Voices Find Harmony in Finney
By Faith Richards

The sounds of over 1,000 voices raised in song could be heard outside Finney Chapel last Sunday afternoon. Over 50 church choirs from Oberlin, Elyria, Cleveland and the surrounding area joined with the Oberlin College Choir to celebrate the tradition of hymns in a program titled “Songs for the Journey.”
Not only could one hear the joyful harmonies of hundreds of singers but also the powerful voice of the Kay Africa Fisk Memorial Organ.
“Songs for the Journey” was conceived by the Conservatory of Music and religious leaders throughout the community. The Reverend Fred Lassen, Oberlin College’s Protestant Chaplain, and Mary Louise Van Dyke, member of the Hymn Society and coordinator of the Dictionary of American Hymnology co-chaired the event.
The Hymn Festival itself was directed and accompanied by John Ferguson, OC ’63, who currently holds the position of Professor of Organ and Cantor of the student congregation at St. Olaf College in Minnesota. Ferguson is nationally known for his involvement in hymn festivals and performances across the country.
The focus of “Songs for the Journey” was the beauty, majesty and power of music. The program was intended to be a celebration of the place of music in religious settings, but also to celebrate the sheer beauty of the music itself even when taken out of context. The music made by the choirs and organ was heavenly.
There were two small choirs who sang from the balconies on either side of the organ, and the other choirs participating sat in the main seats in front of the stage. The two smaller choirs consisted of the Oberlin College Choir and a combined choir of community and church choirs.
These ensembles, conducted by Director of Choral Activities at the Oberlin Conservatory Hugh Floyd, performed five selections arranged by Ferguson including “Holy God We Praise Thy Name,” “All Hail the Power of Jesus’s Name,” and “Cristus Paradox.” The other choirs sang “Amazing Grace” in a strong, four-part canon and various other traditional hymns.
As Mary Louise Van Dyke said during the dress rehearsal: “Take a look at the ceiling . . . because it’s not going to be there when we’re finished.” And she was almost right – the music was incredibly powerful.
The pieces sung by the two smaller choirs provided a nice touch to the backdrop of powerful music. The Oberlin College Choir especially deserves recognition for its beautiful singing. At the beginning and end of the concert, they sang an a capella section in Latin that was gorgeously performed, especially with reference to the choir holding their last notes beyond the sound of the organ so that Finney was converted acoustically into a 14th century cathedral.
Interspersed with the music were “reflections” on the theological ideas behind the words of the hymns, including a version of the creation story read by Jonathan Green accompanied by the organ.

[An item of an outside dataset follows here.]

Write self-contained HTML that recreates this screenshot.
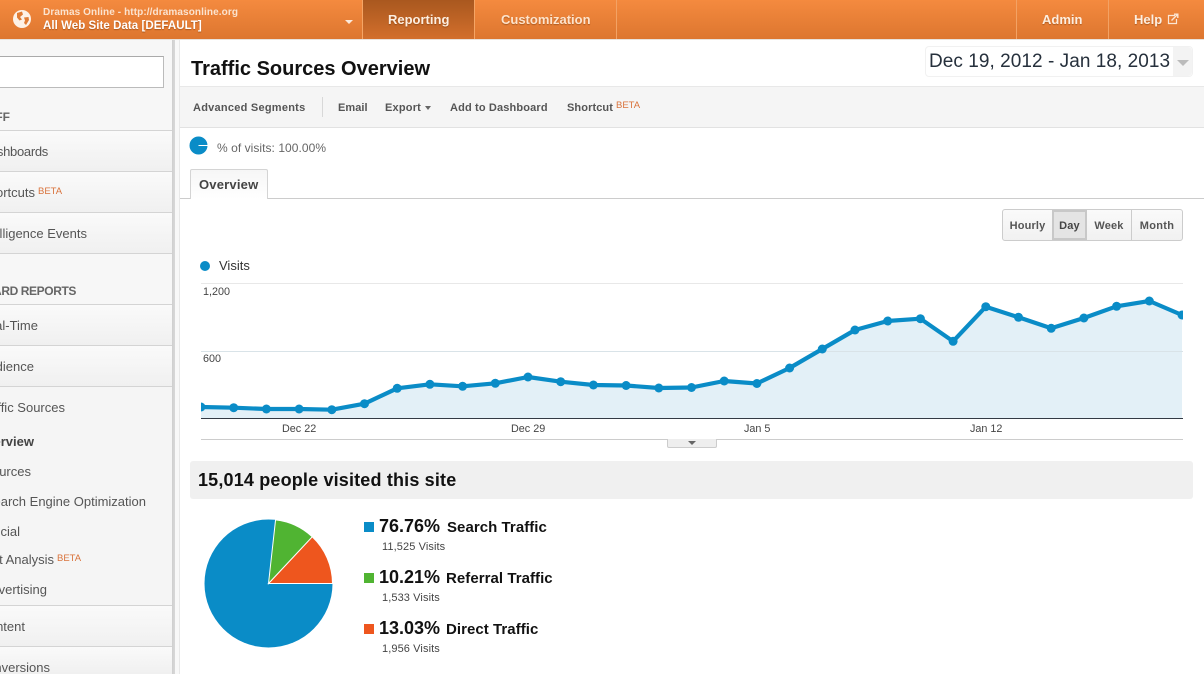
<!DOCTYPE html>
<html><head><meta charset="utf-8"><title>Traffic Sources Overview</title>
<style>
html,body{margin:0;padding:0;width:1204px;height:674px;overflow:hidden;background:#fff;font-family:"Liberation Sans",Arial,sans-serif}
#w{position:relative;width:1204px;height:674px;overflow:hidden}
.a,.t,.r{position:absolute;white-space:nowrap}
.r{line-height:16px;font-size:13px;color:#555;margin-top:1px}
.n{color:#fff;font-weight:bold;font-size:13px;line-height:16px;text-shadow:0 1px 1px rgba(90,40,0,.4)}
.sep{position:absolute;left:0;width:172px;height:1px;background:#d4d4d4}
.sb{position:absolute;left:0;width:172px;background:linear-gradient(#fafafa,#f0f0f0)}
.beta{position:absolute;font-size:9.5px;line-height:10px;color:#d9733c;white-space:nowrap}
.tb{font-size:11px;font-weight:bold;color:#555;line-height:14px;position:absolute;white-space:nowrap;letter-spacing:.2px;margin-top:1px}
.v{color:#444;font-size:11px;line-height:12px;position:absolute;white-space:nowrap;letter-spacing:.1px;margin-top:1px}
.p{position:absolute;font-size:18px;font-weight:bold;color:#111;line-height:20px;white-space:nowrap}
.l{position:absolute;font-size:15px;font-weight:bold;color:#111;line-height:20px;white-space:nowrap;letter-spacing:.05px}
.sq{position:absolute;left:364px;width:10px;height:10px}
.rb{position:absolute;top:210px;height:30px;line-height:32px;text-align:center;font-size:11px;font-weight:bold;color:#555;box-sizing:border-box;letter-spacing:.15px}
.ax{position:absolute;font-size:10.8px;color:#444;line-height:12px;white-space:nowrap}
</style></head><body><div id="w">

<!-- top bar -->
<div class="a" style="left:0;top:0;width:1204px;height:39px;background:linear-gradient(#f48a3f,#dd762f)"></div>
<div class="a" style="left:0;top:39px;width:1204px;height:1px;background:#e8e2dc"></div>
<svg class="a" style="left:12px;top:9px" width="20" height="20" viewBox="0 0 20 20"><circle cx="10" cy="10" r="9" fill="#fdf1e6"/><path d="M5 4 L10 2.5 L11 5.5 L8 8 L10 10.5 L7.5 11.5 L5 8.5Z M12 8.5 L16.5 8 L17 11 L14 16 L12 14 L13 11.5Z" fill="#e07c35"/></svg>
<div class="a" style="left:43px;top:6px;font-size:10px;line-height:13px;color:#fbe3cf;font-weight:bold;letter-spacing:.1px">Dramas Online - http://dramasonline.org</div>
<div class="a n" style="left:43px;top:18px;font-size:11.5px;letter-spacing:.05px">All Web Site Data [DEFAULT]</div>
<div class="a" style="left:345px;top:20px;width:0;height:0;border-left:4px solid transparent;border-right:4px solid transparent;border-top:4px solid #fbeadb"></div>
<div class="a" style="left:362px;top:0;width:1px;height:39px;background:#f5a565"></div>
<div class="a" style="left:363px;top:0;width:112px;height:39px;background:linear-gradient(#a9581f,#d36f2c);border-right:1px solid #f5a565;box-sizing:border-box"></div>
<div class="a n" style="left:388px;top:12px;color:#fdeee0">Reporting</div>
<div class="a n" style="left:501px;top:12px;color:#fde3cc">Customization</div>
<div class="a" style="left:616px;top:0;width:1px;height:39px;background:#f3a264"></div>
<div class="a" style="left:1016px;top:0;width:1px;height:39px;background:#f3a264"></div>
<div class="a" style="left:1108px;top:0;width:1px;height:39px;background:#f3a264"></div>
<div class="a n" style="left:1042px;top:12px;color:#fdeee0">Admin</div>
<div class="a n" style="left:1134px;top:12px;color:#fdeee0">Help</div>
<svg class="a" style="left:1167px;top:13px" width="12" height="12" viewBox="0 0 12 12"><path d="M8 2.5H1.5V10.5H9.5V6" fill="none" stroke="#fbe6d4" stroke-width="1.2"/><path d="M4.5 7.5 L10 2 M7 1.2H10.8V5" fill="none" stroke="#fbe6d4" stroke-width="1.4"/></svg>

<!-- sidebar -->
<div class="a" style="left:0;top:40px;width:172px;height:634px;background:#f5f5f5"></div>
<div class="sb" style="top:40px;height:90px;background:#f7f7f7"></div>
<div class="sb" style="top:131px;height:40px"></div>
<div class="sb" style="top:172px;height:40px"></div>
<div class="sb" style="top:213px;height:40px"></div>
<div class="sb" style="top:254px;height:50px;background:#f7f7f7"></div>
<div class="sb" style="top:305px;height:40px"></div>
<div class="sb" style="top:346px;height:40px"></div>
<div class="sb" style="top:606px;height:40px"></div>
<div class="sb" style="top:647px;height:27px"></div>
<div class="sep" style="top:130px"></div><div class="sep" style="top:171px"></div><div class="sep" style="top:212px"></div><div class="sep" style="top:253px"></div><div class="sep" style="top:304px"></div><div class="sep" style="top:345px"></div><div class="sep" style="top:386px"></div><div class="sep" style="top:605px"></div><div class="sep" style="top:646px"></div>
<div class="a" style="left:172px;top:40px;width:3px;height:634px;background:linear-gradient(90deg,#cfcfcf,#d8d8d8)"></div>
<div class="a" style="left:175px;top:40px;width:4px;height:634px;background:#f8f8f8"></div>
<div class="a" style="left:179px;top:40px;width:1px;height:634px;background:#e8e8e8"></div>
<div class="a" style="left:-5px;top:56px;width:169px;height:32px;box-sizing:border-box;border:1px solid #bbb;border-top-color:#aaa;background:#fff"></div>

<div class="r" style="right:1194px;top:108px;font-weight:bold;font-size:12px;color:#666">MY STUFF</div>
<div class="r" style="right:1156px;top:143px;letter-spacing:-.3px">Dashboards</div>
<div class="r" style="right:1169px;top:184px">Shortcuts</div>
<div class="beta" style="left:38px;top:187px">BETA</div>
<div class="r" style="right:1117px;top:225px">Intelligence Events</div>
<div class="r" style="right:1128px;top:282px;font-weight:bold;font-size:12px;color:#666;letter-spacing:-.4px">STANDARD REPORTS</div>
<div class="r" style="right:1166px;top:317px">Real-Time</div>
<div class="r" style="right:1170px;top:358px">Audience</div>
<div class="r" style="right:1139px;top:399px">Traffic Sources</div>
<div class="r" style="right:1170px;top:433px;font-weight:bold;color:#444">Overview</div>
<div class="r" style="right:1173px;top:463px">Sources</div>
<div class="r" style="right:1058px;top:493px">Search Engine Optimization</div>
<div class="r" style="right:1184px;top:523px">Social</div>
<div class="r" style="right:1150px;top:551px">Cost Analysis</div>
<div class="beta" style="left:57px;top:554px">BETA</div>
<div class="r" style="right:1157px;top:581px">Advertising</div>
<div class="r" style="right:1179px;top:618px">Content</div>
<div class="r" style="right:1154px;top:659px">Conversions</div>

<!-- title -->
<div class="a" style="left:191px;top:57px;font-size:20px;line-height:24px;font-weight:bold;color:#111">Traffic Sources Overview</div>
<div class="a" style="left:925px;top:46px;width:268px;height:31px;box-sizing:border-box;border:1px solid #f1f1f1;border-radius:4px;background:#fff"></div>
<div class="a" style="left:1173px;top:47px;width:19px;height:29px;background:#f3f3f3;border-radius:0 4px 4px 0"></div>
<div class="a" style="left:929px;top:50px;font-size:19px;line-height:23px;color:#26303c;letter-spacing:.05px">Dec 19, 2012 - Jan 18, 2013</div>
<div class="a" style="left:1177px;top:60px;width:0;height:0;border-left:6px solid transparent;border-right:6px solid transparent;border-top:6px solid #bbb"></div>

<!-- toolbar -->
<div class="a" style="left:180px;top:86px;width:1024px;height:42px;box-sizing:border-box;background:#f5f5f5;border-top:1px solid #e8e8e8;border-bottom:1px solid #e2e2e2"></div>
<div class="tb" style="left:193px;top:100px;letter-spacing:.25px">Advanced Segments</div>
<div class="a" style="left:322px;top:97px;width:1px;height:20px;background:#d8d8d8"></div>
<div class="tb" style="left:338px;top:100px;letter-spacing:.05px">Email</div>
<div class="tb" style="left:385px;top:100px">Export</div>
<div class="a" style="left:425px;top:106px;width:0;height:0;border-left:3.5px solid transparent;border-right:3.5px solid transparent;border-top:4px solid #666"></div>
<div class="tb" style="left:450px;top:100px;letter-spacing:.15px">Add to Dashboard</div>
<div class="tb" style="left:567px;top:100px;letter-spacing:.1px">Shortcut</div>
<div class="beta" style="left:616px;top:101px">BETA</div>

<!-- segment -->
<svg class="a" style="left:189px;top:136px" width="19" height="19" viewBox="0 0 19 19"><circle cx="9.500" cy="9.500" r="9" fill="#0a8cc7"/><path d="M9.500 9.500H18.500" stroke="#fff" stroke-width="1"/></svg>
<div class="a" style="left:217px;top:141px;font-size:12px;line-height:15px;color:#666;letter-spacing:.05px">% of visits: 100.00%</div>

<!-- tab -->
<div class="a" style="left:180px;top:198px;width:1024px;height:1px;background:#ccc"></div>
<div class="a" style="left:190px;top:169px;width:78px;height:30px;box-sizing:border-box;border:1px solid #d4d4d4;border-bottom:none;background:linear-gradient(#f6f6f6,#fff);border-radius:2px 2px 0 0"></div>
<div class="a" style="left:199px;top:177px;font-size:13px;line-height:16px;font-weight:bold;color:#444;letter-spacing:.2px">Overview</div>

<!-- range buttons -->
<div class="a" style="left:1002px;top:209px;width:181px;height:32px;box-sizing:border-box;border:1px solid #ccc;border-radius:3px;background:linear-gradient(#fafafa,#f1f1f1)"></div>
<div class="rb" style="left:1003px;width:49px;">Hourly</div>
<div class="rb" style="left:1052px;width:35px;background:#e4e4e4;border:2px solid #c8c8c8;line-height:28px;color:#444">Day</div>
<div class="rb" style="left:1087px;width:45px;border-right:1px solid #ccc">Week</div>
<div class="rb" style="left:1132px;width:50px;letter-spacing:.3px">Month</div>

<!-- legend -->
<div class="a" style="left:200px;top:261px;width:10px;height:10px;border-radius:50%;background:#0a8cc7"></div>
<div class="a" style="left:219px;top:258px;font-size:13px;line-height:16px;color:#333">Visits</div>

<!-- chart -->
<svg class="a" style="left:0;top:0" width="1204" height="674" viewBox="0 0 1204 674">
<defs><clipPath id="c"><rect x="201" y="270" width="982" height="160"/></clipPath></defs>
<line x1="201" x2="1183" y1="283.500" y2="283.500" stroke="#e8e8e8"/>
<g clip-path="url(#c)">
<path d="M201 407 233.700 407.700 266.400 409 299.100 409 331.800 409.700 364.500 403.700 397.200 388.300 429.900 384.300 462.600 386.300 495.300 383.300 528 377 560.700 381.700 593.400 385 626.100 385.500 658.800 388 691.500 387.500 724.200 381 756.900 383.500 789.600 368 822.300 349 855 330 887.700 321 920.400 318.700 953.100 341.300 985.800 306.700 1018.500 317.300 1051.200 328.300 1083.900 318 1116.600 306.300 1149.300 301 1182 315 V418 H201Z" fill="#e3f0f7"/>
<line x1="201" x2="1183" y1="351.500" y2="351.500" stroke="#d9e3e8"/>
<path d="M201 407 233.700 407.700 266.400 409 299.100 409 331.800 409.700 364.500 403.700 397.200 388.300 429.900 384.300 462.600 386.300 495.300 383.300 528 377 560.700 381.700 593.400 385 626.100 385.500 658.800 388 691.500 387.500 724.200 381 756.900 383.500 789.600 368 822.300 349 855 330 887.700 321 920.400 318.700 953.100 341.300 985.800 306.700 1018.500 317.300 1051.200 328.300 1083.900 318 1116.600 306.300 1149.300 301 1182 315" fill="none" stroke="#0a8cc7" stroke-width="4.200" stroke-linejoin="round"/>
<g fill="#0a8cc7">
<circle cx="201" cy="407" r="4.500"/><circle cx="233.700" cy="407.700" r="4.500"/><circle cx="266.400" cy="409" r="4.500"/><circle cx="299.100" cy="409" r="4.500"/><circle cx="331.800" cy="409.700" r="4.500"/><circle cx="364.500" cy="403.700" r="4.500"/><circle cx="397.200" cy="388.300" r="4.500"/><circle cx="429.900" cy="384.300" r="4.500"/><circle cx="462.600" cy="386.300" r="4.500"/><circle cx="495.300" cy="383.300" r="4.500"/><circle cx="528" cy="377" r="4.500"/><circle cx="560.700" cy="381.700" r="4.500"/><circle cx="593.400" cy="385" r="4.500"/><circle cx="626.100" cy="385.500" r="4.500"/><circle cx="658.800" cy="388" r="4.500"/><circle cx="691.500" cy="387.500" r="4.500"/><circle cx="724.200" cy="381" r="4.500"/><circle cx="756.900" cy="383.500" r="4.500"/><circle cx="789.600" cy="368" r="4.500"/><circle cx="822.300" cy="349" r="4.500"/><circle cx="855" cy="330" r="4.500"/><circle cx="887.700" cy="321" r="4.500"/><circle cx="920.400" cy="318.700" r="4.500"/><circle cx="953.100" cy="341.300" r="4.500"/><circle cx="985.800" cy="306.700" r="4.500"/><circle cx="1018.500" cy="317.300" r="4.500"/><circle cx="1051.200" cy="328.300" r="4.500"/><circle cx="1083.900" cy="318" r="4.500"/><circle cx="1116.600" cy="306.300" r="4.500"/><circle cx="1149.300" cy="301" r="4.500"/><circle cx="1182" cy="315" r="4.500"/>
</g>
</g>
<line x1="201" x2="1183" y1="418.500" y2="418.500" stroke="#333a44"/>
<line x1="201" x2="1183" y1="439.500" y2="439.500" stroke="#ccc"/>
<!-- pie -->
<circle cx="268.500" cy="583.500" r="64" fill="#0a8cc7"/>
<path d="M268.500 583.500 L332.500 583.500 A64 64 0 0 0 312.200 536.800Z" fill="#ee561e" stroke="#fff" stroke-width="1"/>
<path d="M268.500 583.500 L312.200 536.800 A64 64 0 0 0 275.550 519.900Z" fill="#50b432" stroke="#fff" stroke-width="1"/>
</svg>
<div class="ax" style="left:203px;top:286px">1,200</div>
<div class="ax" style="left:203px;top:353px">600</div>
<div class="ax" style="left:282px;top:423px">Dec 22</div>
<div class="ax" style="left:511px;top:423px">Dec 29</div>
<div class="ax" style="left:744px;top:423px">Jan 5</div>
<div class="ax" style="left:970px;top:423px">Jan 12</div>
<div class="a" style="left:667px;top:439px;width:50px;height:9px;box-sizing:border-box;border:1px solid #ccc;border-top:none;background:#eee;border-radius:0 0 2px 2px"></div>
<div class="a" style="left:688px;top:441px;width:0;height:0;border-left:4px solid transparent;border-right:4px solid transparent;border-top:4px solid #666"></div>

<!-- summary -->
<div class="a" style="left:190px;top:461px;width:1003px;height:38px;background:#f0f0f0;border-radius:3px"></div>
<div class="a" style="left:198px;top:469px;font-size:18px;line-height:22px;font-weight:bold;color:#111;letter-spacing:.17px">15,014 people visited this site</div>

<div class="sq" style="top:522px;background:#0a8cc7"></div>
<div class="p" style="left:379px;top:516px">76.76%</div>
<div class="l" style="left:447px;top:518px">Search Traffic</div>
<div class="v" style="left:382px;top:540px">11,525 Visits</div>

<div class="sq" style="top:573px;background:#50b432"></div>
<div class="p" style="left:379px;top:567px">10.21%</div>
<div class="l" style="left:446px;top:569px">Referral Traffic</div>
<div class="v" style="left:382px;top:591px">1,533 Visits</div>

<div class="sq" style="top:624px;background:#ee561e"></div>
<div class="p" style="left:379px;top:618px">13.03%</div>
<div class="l" style="left:446px;top:620px">Direct Traffic</div>
<div class="v" style="left:382px;top:642px">1,956 Visits</div>

</div></body></html>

Perhaps the most interesting aspect of these reflections was the sign language interpreter, Merry Beth Pietila. Her animation and facial expression added a great deal to the readings. The audience, other than the choirs, seemed to become somewhat restless during the readings, however, and even some members of the choirs participating in the program said that the reflections detracted from their enjoyment of the experience.
One member went so far as to say that the readings took away from the intention of the program and its focus on music, stating, “let the music speak for itself.”

But overall, “Songs for the Journey” met with great success and appreciation from the audience. Although the audience was already standing when the last notes of the final hymn died away, it is safe to say that the program received a standing ovation.